Asking people about the quality of their own lives, ideally before and after implementing programs, “provides a powerful bottom-up measure of the quality and success of a community or country,” Professor John Helliwell, a University of British Columbia economist and editor the United Nations World Happiness Report, said. He praised Santa Monica as “one of the leading participants in this worldwide innovation.”

Community leaders have responded positively to the efforts of the city government as well. In meetings with city officials, having hard data on social and environmental issues on-hand helps reinforce residents’ arguments, says Irma Carranza, a longtime advocate for Santa Monica’s Latino population.

“Before, government was mostly focused on buildings, traffic and the like. But we believe government’s job is also people, their well-being and quality of life ... The Wellbeing Index now provides the data to support our testimony [and] can help guide the city’s focus and those of us working in the community,” she said.

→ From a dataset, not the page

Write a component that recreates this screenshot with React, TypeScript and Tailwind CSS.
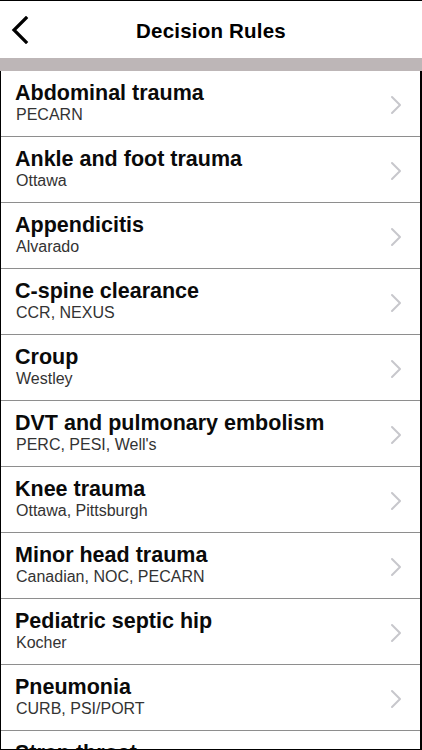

Carranza said particular concerns among the predominantly Latino residents in the city’s Pico neighborhood are around changes to immigration rules and affordable housing. In response to the Index’s findings, the city government is looking into ways to keep residents in their homes.

“The Wellbeing Index reminds us of some things we already knew but also about many things we didn’t know,” Carranza said. “ And now that we know, we can look to address those burdens and challenges so residents are able to focus on their well-being, their families and things that matter and bring them joy.”